No. Most modern computer systems have multi-level caches, with the smallest, most-rapidly-accessed cache integrated with the processor core, a second-level cache on the same multi-core die, and additional caches between the multi-core die(s) and the main memory. Each successive cache is larger than the prior one, with longer access delays and larger memory lines that are transferred between the adjacent caches.
With rare exceptions, which don't apply to normal Rust programs, cache residency is determined solely by access patterns: the most recently accessed item, and adjacent memory within the same cache line, are held in the cache until displaced by something else. A first-level cache, closest to the processor, might have a line size of 32 B, while the 2nd level cache might have a line size of 256 B and take considerably longer to access. Items that are adjacent in memory tend to be in the same cache line, meaning that they are already available to the processor immediately when it needs them, without a long access delay.
Returning to your original query, Rust's Vec type is a growable/shrinkable array. All arrays in Rust have a fixed stride, which means that the memory address offset (distance) from one item to the next is constant. Your suggestion is for a split multi-segment array, which would make the array stride non-constant. CPU addressing and cache structures are optimized to work with fixed-stride arrays, which is why they are so prevalent.
I think, fundamentally, the reason vectors don't work that way is because tautologically that's not what a vector is. Vectors are basically just dynamically sized arrays aka contiguous memory. What you're describing is an unrolled linked list which certainly are useful at times.
One thing to keep in mind is that modern CPUs love contiguous memory and predictable patterns. Vectors fit both of those requirements very well while still being conceptually simple to understand (a useful quality in a common collection type).
Since re-allocation is the slow part of vectors, it's typically highly optimized. Vectors don't resize every time you call insert, they typically allocate extra space so subsequent insertions can be handled without re-allocating and usually they vary the extra space requested as the size of the vector increases. A common pattern is to allocate 2 * current capacity on re-allocation.
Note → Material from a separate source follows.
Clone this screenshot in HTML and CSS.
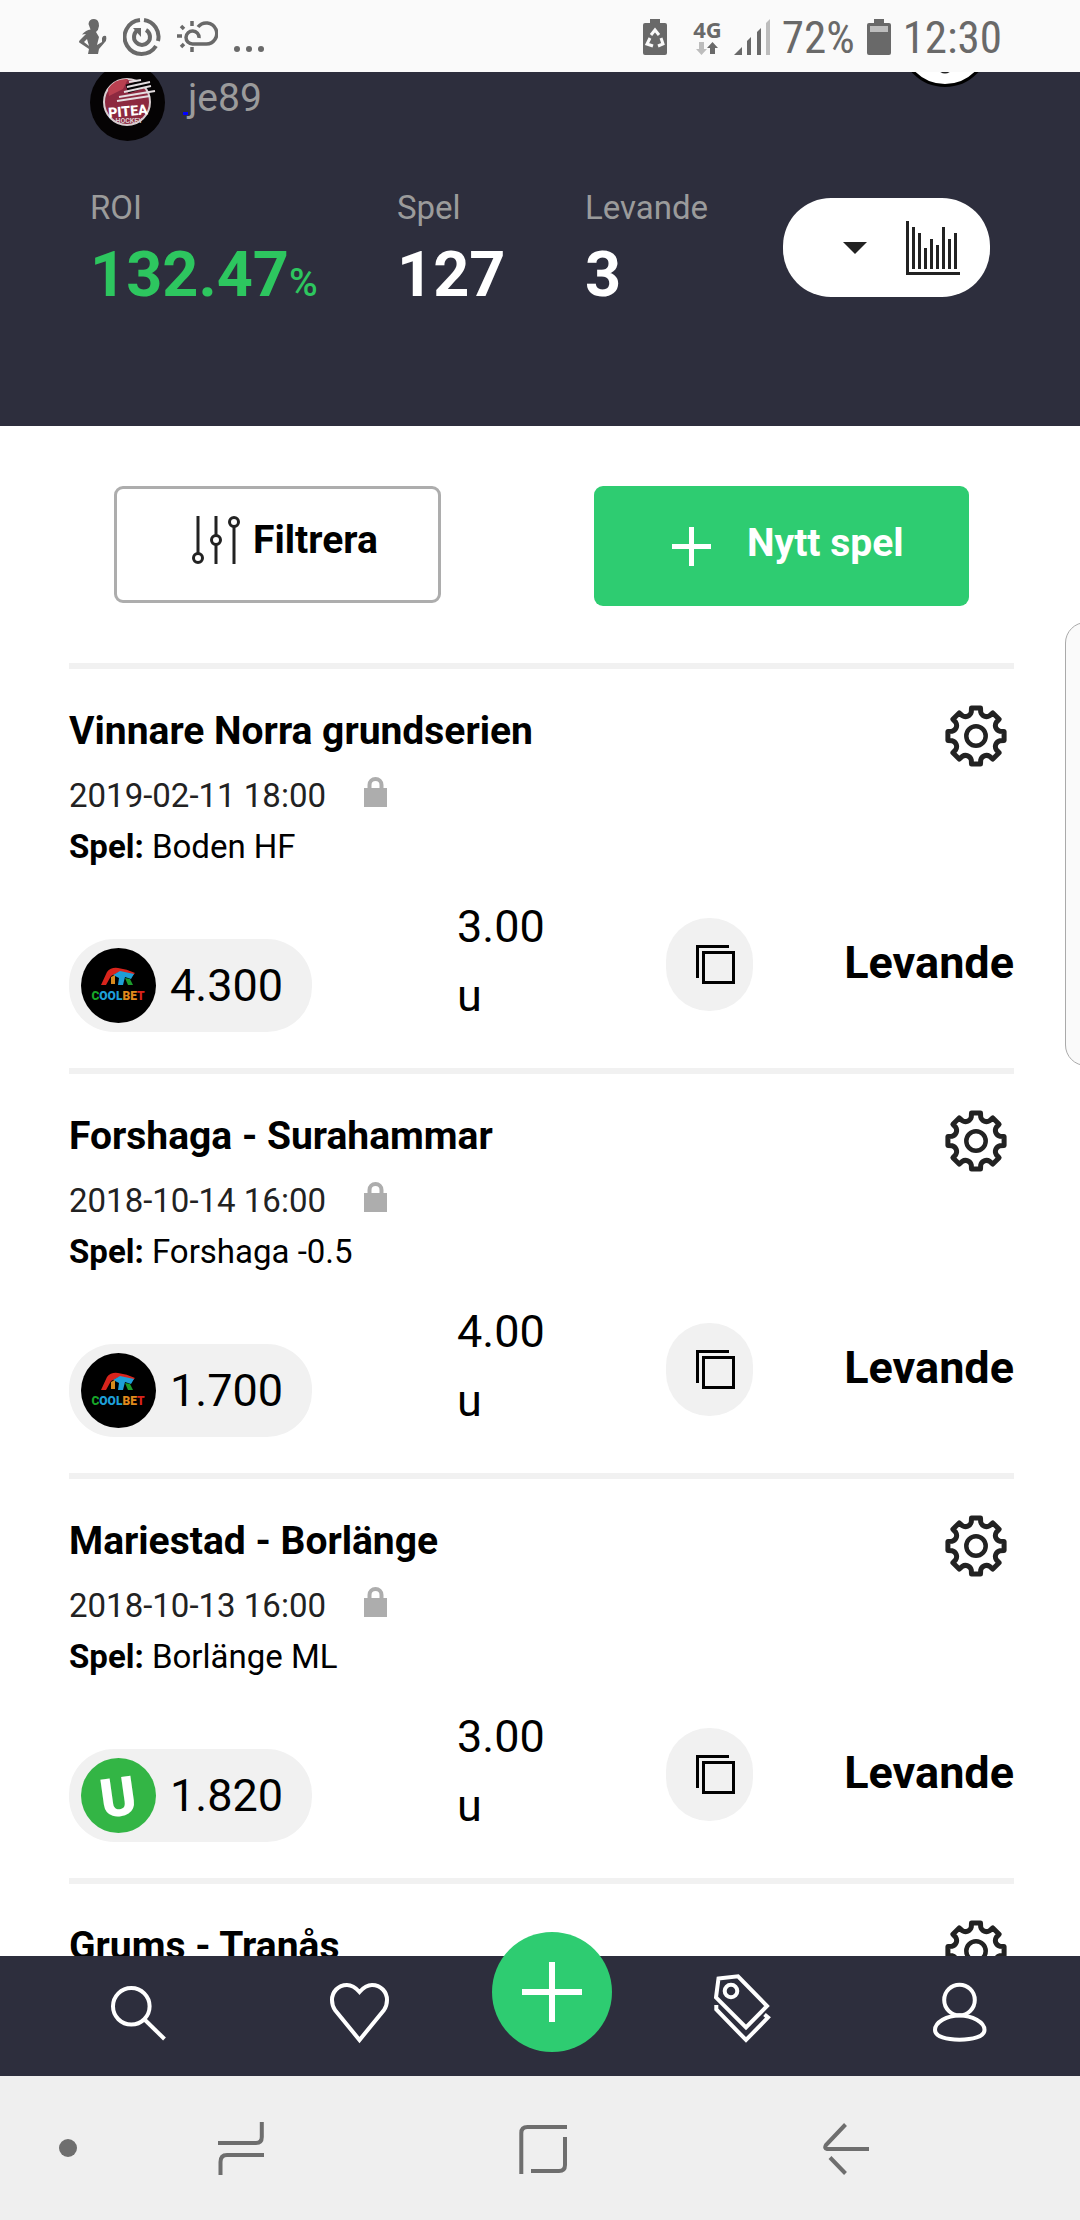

All that said, one of the biggest and simplest optimizations you can do when using vectors is to size them correctly at initialization time if you know how big they're going to be. In Rust, you can do this by calling Vec::with_capacity(size) instead of Vec::new().
I have seen a project written in Rust use an unrolled linked list. The main reason they did this was because they were using a bump allocator. Bump allocators are really fast but have the problem of not being able to deallocate memory. They didn't use a vector because it would have been really memory inefficient with a bump allocator. To get better performance from the unrolled linked list, the size of each node was 2 * size of last node. This greatly reduces the number of nodes in the unrolled linked list while also not wasting much memory. The combination of a bump allocator and an unrolled linked list might be more performant in some situations but an easier solution would be @wesleywiser's suggestion of starting with a Vec with a large capacity. Bump allocators are not particularly fun to use so I would avoid them unless you really really need the performance and your problem really suits them.
@jeramyRR some explanation of cache, and linked-list and contiguous vector is explained in this hyperbole article (read it for what it is - a hyperbole) that I wrote many years ago. Especially the comments on the article are interesting as both valid praise and valid rebuttals can be found
I feel like I’m seeing a lot of people in this thread misunderstand your question.
In my mind, you’re asking “why not just allocate new memory right next to the existing vector so that you don’t have to copy the old elements?”. Basically, allocate new memory and then merge it with the old memory.
I’ve had this same exact thought/question. I remember reading somewhere that the reason is that memory allocators just don’t work that way. They (de)allocate chunks of memory at a time, and don’t expand/merge them. Allocate once at a fixed size, and then deallocate that same exact chunk.
This calls AllocRef::grow, which will extend the memory block if possible, or if not, allocate a new block and deallocate the old one.
I think this is undocumented in Vec mostly because from the perspective of a user, it's an internal performance optimization. The API of Vec doesn't change at all because of this optimization, and the overall strategy remains the same - double the size, (possibly) reallocating, every time more space is needed.
Note that the exponential growth is important. On each reallocation, we have to copy twice as much, but then it takes twice as long to fill up again. These factors cancel out and we get (on average) constant-time .push().
That's really cool! And it's a good reminder that "contiguous" heap allocations like Vec are actually series of disjoint pages. This means that Vec growth (in some cases) already works close to how the original poster suggested: "keeping the original values in place, and linking to the new allocated space."
And doing this in the allocator via memory-mapping means that all programs and libraries that call realloc benefit from it automatically, and that it interacts well with CPU caches and prefetching.